- _TASK BRIEF_: Return all lines below containing the word "this".

-- -- --

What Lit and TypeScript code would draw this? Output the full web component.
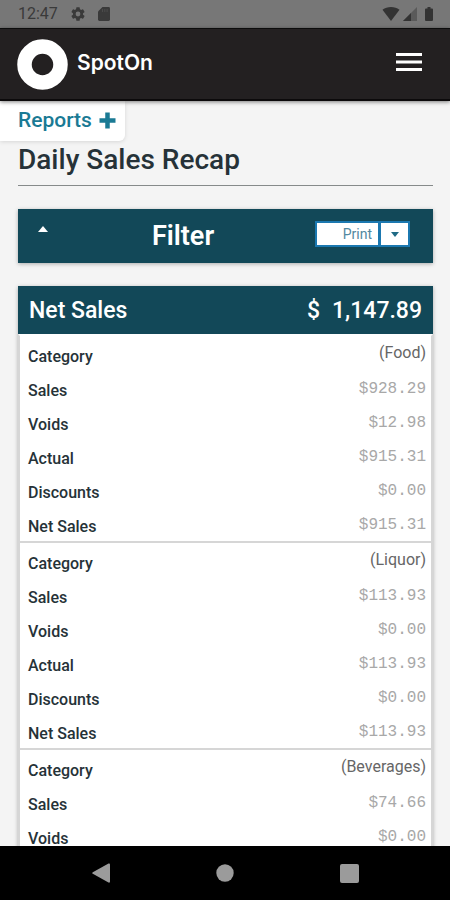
import { LitElement, html, css } from "lit";
import { customElement, property } from "lit/decorators.js";

interface CategoryGroup {
  category: string;
  amounts: [label: string, value: string][];
}

const GROUPS: CategoryGroup[] = [
  {
    category: "(Food)",
    amounts: [
      ["Sales", "$928.29"],
      ["Voids", "$12.98"],
      ["Actual", "$915.31"],
      ["Discounts", "$0.00"],
      ["Net Sales", "$915.31"],
    ],
  },
  {
    category: "(Liquor)",
    amounts: [
      ["Sales", "$113.93"],
      ["Voids", "$0.00"],
      ["Actual", "$113.93"],
      ["Discounts", "$0.00"],
      ["Net Sales", "$113.93"],
    ],
  },
  {
    category: "(Beverages)",
    amounts: [
      ["Sales", "$74.66"],
      ["Voids", "$0.00"],
    ],
  },
];

const buttonReset = css`
  button {
    display: flex;
    align-items: center;
    justify-content: center;
    margin: 0;
    padding: 0;
    border: 0;
    background: none;
    color: inherit;
    font: inherit;
    cursor: pointer;
  }
  svg {
    display: block;
  }
`;

@customElement("status-bar")
export class StatusBar extends LitElement {
  static styles = css`
    :host {
      display: flex;
      align-items: center;
      justify-content: space-between;
      flex: none;
      height: 28px;
      padding: 0 17px 0 18px;
      background: #777;
      color: #3a3a3a;
      font-size: 16px;
      line-height: 28px;
    }
    .side {
      display: flex;
      align-items: center;
    }
    .left {
      gap: 13px;
    }
    .right {
      gap: 3px;
    }
    .battery {
      margin-left: 5px;
    }
    svg {
      display: block;
    }
  `;

  render() {
    return html`
      <div class="side left">
        <span>12:47</span>
        <svg width="14" height="14" viewBox="2 2 20 20" fill="currentColor" aria-hidden="true">
          <path d="M19.14 12.94c.04-.3.06-.61.06-.94s-.02-.64-.07-.94l2.03-1.58a.49.49 0 0 0 .12-.61l-1.92-3.32a.49.49 0 0 0-.59-.22l-2.39.96a7 7 0 0 0-1.62-.94l-.36-2.54a.48.48 0 0 0-.48-.41h-3.84a.48.48 0 0 0-.47.41l-.36 2.54c-.59.24-1.13.57-1.62.94l-2.39-.96a.48.48 0 0 0-.59.22L2.74 8.87a.48.48 0 0 0 .12.61l2.03 1.58c-.05.3-.09.63-.09.94s.02.64.07.94l-2.03 1.58a.49.49 0 0 0-.12.61l1.92 3.32c.12.22.37.29.59.22l2.39-.96c.5.38 1.03.7 1.62.94l.36 2.54c.05.24.24.41.48.41h3.84c.24 0 .44-.17.47-.41l.36-2.54a7 7 0 0 0 1.62-.94l2.39.96c.22.08.47 0 .59-.22l1.92-3.32a.48.48 0 0 0-.12-.61zM12 15.400a3.400 3.400 0 1 1 0-6.800 3.400 3.400 0 0 1 0 6.800z" />
        </svg>
        <svg width="12" height="14" viewBox="0 0 12 14" aria-hidden="true">
          <path fill="currentColor" d="M4.500 0H10.600Q12 0 12 1.400V12.600Q12 14 10.600 14H1.400Q0 14 0 12.600V4.500Z" />
          <path stroke="#777" stroke-width="1" opacity=".3" d="M4.500 2v3M6.800 2v3M9.100 2v3" />
        </svg>
      </div>
      <div class="side right">
        <svg width="18" height="14" viewBox="0 0 18 14" fill="#333" aria-hidden="true">
          <path d="M9 14 .5 2.800C3 .9 5.700 0 9 0s6 .9 8.500 2.800Z" />
        </svg>
        <svg width="14" height="14" viewBox="0 0 14 14" aria-hidden="true">
          <path fill="#5a5a5a" d="M14 0V14H0Z" />
          <path fill="#333" d="M8 6V14H0Z" />
        </svg>
        <svg class="battery" width="8" height="14" viewBox="0 0 8 14" fill="#333" aria-hidden="true">
          <path d="M2.500 0h3v1.400H7Q8 1.400 8 2.400V13Q8 14 7 14H1Q0 14 0 13V2.400Q0 1.400 1 1.400H2.500Z" />
        </svg>
      </div>
    `;
  }
}

@customElement("brand-header")
export class BrandHeader extends LitElement {
  static styles = [
    buttonReset,
    css`
      :host {
        position: relative;
        z-index: 2;
        display: flex;
        align-items: center;
        justify-content: space-between;
        flex: none;
        box-sizing: border-box;
        height: 73px;
        padding: 0 25px 0 17px;
        border-top: 1px solid #0c0c0c;
        border-bottom: 2px solid #0c0a0b;
        background: #232021;
        color: #fff;
        box-shadow: 0 1px 4px rgba(0, 0, 0, 0.5);
      }
      .brand {
        display: flex;
        align-items: center;
        gap: 9px;
        color: inherit;
        text-decoration: none;
        font: 600 21px/28px Inter, sans-serif;
      }
      .brand span {
        padding-bottom: 2px;
      }
      .menu {
        width: 32px;
        height: 32px;
        padding-bottom: 4px;
      }
    `,
  ];

  render() {
    return html`
      <a class="brand" href="#home">
        <svg width="51" height="51" viewBox="0 0 51 51" aria-hidden="true">
          <circle cx="25.500" cy="25.500" r="18" fill="none" stroke="#fff" stroke-width="14.500" />
        </svg>
        <span>SpotOn</span>
      </a>
      <button class="menu" aria-label="Menu">
        <svg width="26" height="18" viewBox="0 0 26 18" aria-hidden="true">
          <path stroke="#fff" stroke-width="3" d="M0 1.500H26M0 9H26M0 16.500H26" />
        </svg>
      </button>
    `;
  }
}

@customElement("filter-bar")
export class FilterBar extends LitElement {
  static styles = [
    buttonReset,
    css`
      :host {
        display: flex;
        align-items: center;
        box-sizing: border-box;
        height: 54px;
        padding: 0 23px 4px 15px;
        background: #124858;
        color: #fff;
        box-shadow: 0 1px 4px rgba(0, 0, 0, 0.3);
      }
      .toggle {
        align-self: flex-start;
        width: 20px;
        height: 40px;
      }
      h2 {
        flex: 1;
        margin: 0;
        padding: 4px 2px 0 0;
        font-size: 27px;
        font-weight: 600;
        line-height: 32px;
        text-align: center;
      }
      .split {
        display: flex;
        height: 26px;
      }
      .split button {
        box-sizing: border-box;
        border: 2px solid #1b78b0;
        background: #fff;
        color: #5288a0;
      }
      .split .print {
        justify-content: flex-end;
        width: 65px;
        padding-right: 6px;
        font-size: 14px;
      }
      .split .more {
        width: 31px;
        margin-left: -1px;
        color: #1f6a85;
      }
    `,
  ];

  render() {
    return html`
      <button class="toggle" aria-label="Collapse filter">
        <svg width="10" height="6" viewBox="0 0 10 6" fill="currentColor" aria-hidden="true">
          <path d="M5 0 10 6H0Z" />
        </svg>
      </button>
      <h2>Filter</h2>
      <div class="split">
        <button class="print">Print</button>
        <button class="more" aria-label="Print options">
          <svg width="8" height="5" viewBox="0 0 8 5" fill="currentColor" aria-hidden="true">
            <path d="M0 0H8L4 5Z" />
          </svg>
        </button>
      </div>
    `;
  }
}

@customElement("sales-table")
export class SalesTable extends LitElement {
  @property({ attribute: false }) groups: CategoryGroup[] = [];

  static styles = css`
    :host {
      display: block;
      background: #fff;
      box-shadow: 0 1px 4px rgba(0, 0, 0, 0.3);
    }
    table {
      width: 100%;
      border-collapse: separate;
      border-spacing: 0;
    }
    th,
    td {
      box-sizing: border-box;
      padding: 0;
    }
    thead th {
      height: 48px;
      background: #124858;
      color: #fff;
      font-size: 23px;
      font-weight: 500;
      text-align: left;
    }
    thead th:first-child {
      padding-left: 11px;
    }
    thead .total {
      padding-right: 11px;
      text-align: right;
    }
    .currency {
      margin-right: 12px;
    }
    tbody th,
    tbody td {
      height: 34px;
      line-height: 20px;
    }
    tbody th {
      padding: 6px 0 0 8px;
      border-left: 2px solid #d6d6d6;
      color: #263238;
      font-size: 16px;
      font-weight: 500;
      text-align: left;
    }
    tbody td {
      padding: 0 5px 2px 0;
      border-right: 2px solid #d6d6d6;
      color: #666;
      font-size: 16px;
      text-align: right;
    }
    tbody .amount {
      padding: 2px 5px 0 0;
      color: #a8a8a8;
      font-family: "Liberation Mono", monospace;
    }
    tbody tr:first-child > * {
      height: 37px;
      border-top: 2px solid #d6d6d6;
    }
    thead + tbody tr:first-child > * {
      border-top-color: #fff;
    }
  `;

  render() {
    return html`
      <table>
        <thead>
          <tr>
            <th scope="col">Net Sales</th>
            <th scope="col" class="total"><span class="currency">$</span>1,147.89</th>
          </tr>
        </thead>
        ${this.groups.map(
          (group) => html`
            <tbody>
              <tr>
                <th scope="row">Category</th>
                <td>${group.category}</td>
              </tr>
              ${group.amounts.map(
                ([label, value]) => html`
                  <tr>
                    <th scope="row">${label}</th>
                    <td class="amount">${value}</td>
                  </tr>
                `
              )}
            </tbody>
          `
        )}
      </table>
    `;
  }
}

@customElement("system-nav")
export class SystemNav extends LitElement {
  static styles = [
    buttonReset,
    css`
      :host {
        display: flex;
        align-items: center;
        justify-content: center;
        gap: 76px;
        flex: none;
        height: 54px;
        background: #000;
        color: #9b9b9b;
      }
      button {
        width: 48px;
        height: 48px;
      }
    `,
  ];

  render() {
    return html`
      <button aria-label="Back">
        <svg width="18" height="20" viewBox="0 0 18 20" fill="currentColor" aria-hidden="true">
          <path d="M16.500 .5Q18 0 18 1.500V18.500Q18 20 16.500 19.500L.8 10.800Q-.4 10 .8 9.200Z" />
        </svg>
      </button>
      <button aria-label="Home">
        <svg width="18" height="18" viewBox="0 0 18 18" fill="currentColor" aria-hidden="true">
          <circle cx="9" cy="9" r="8.700" />
        </svg>
      </button>
      <button aria-label="Recent apps">
        <svg width="19" height="19" viewBox="0 0 19 19" fill="currentColor" aria-hidden="true">
          <rect width="19" height="19" rx="2" />
        </svg>
      </button>
    `;
  }
}

@customElement("app-root")
export class AppRoot extends LitElement {
  static styles = css`
    :host {
      display: flex;
      flex-direction: column;
      height: 100vh;
      overflow: hidden;
      background: #f4f4f4;
      font-family: Roboto, sans-serif;
    }
    main {
      flex: 1;
      min-height: 0;
      overflow: hidden;
    }
    .reports {
      display: flex;
      align-items: center;
      gap: 7px;
      box-sizing: border-box;
      width: fit-content;
      height: 40px;
      padding: 0 9px 2px 18px;
      border-radius: 0 0 6px 0;
      background: #fff;
      color: #1a7a94;
      font-size: 21px;
      font-weight: 500;
      line-height: 24px;
      text-decoration: none;
      box-shadow: 0 1px 4px rgba(0, 0, 0, 0.12);
    }
    .content {
      display: flex;
      flex-direction: column;
      gap: 23px;
      padding: 0 17px 0 18px;
    }
    h1 {
      margin: 0;
      padding: 3px 0 9px;
      border-bottom: 1px solid #868a8a;
      color: #263238;
      font-size: 28px;
      font-weight: 500;
      line-height: 32px;
    }
  `;

  render() {
    return html`
      <status-bar></status-bar>
      <brand-header></brand-header>
      <main>
        <a class="reports" href="#reports">
          Reports
          <svg width="17" height="17" viewBox="0 0 17 17" aria-hidden="true">
            <path stroke="currentColor" stroke-width="4.500" stroke-linecap="butt" d="M8.500 .5V16.500M.5 8.500H16.500" />
          </svg>
        </a>
        <div class="content">
          <h1>Daily Sales Recap</h1>
          <filter-bar></filter-bar>
          <sales-table .groups=${GROUPS}></sales-table>
        </div>
      </main>
      <system-nav></system-nav>
    `;
  }
}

-- -- --

- _FULL OUTPUT_:
What Lit and TypeScript code would draw this? Output the full web component.
        ${this.groups.map(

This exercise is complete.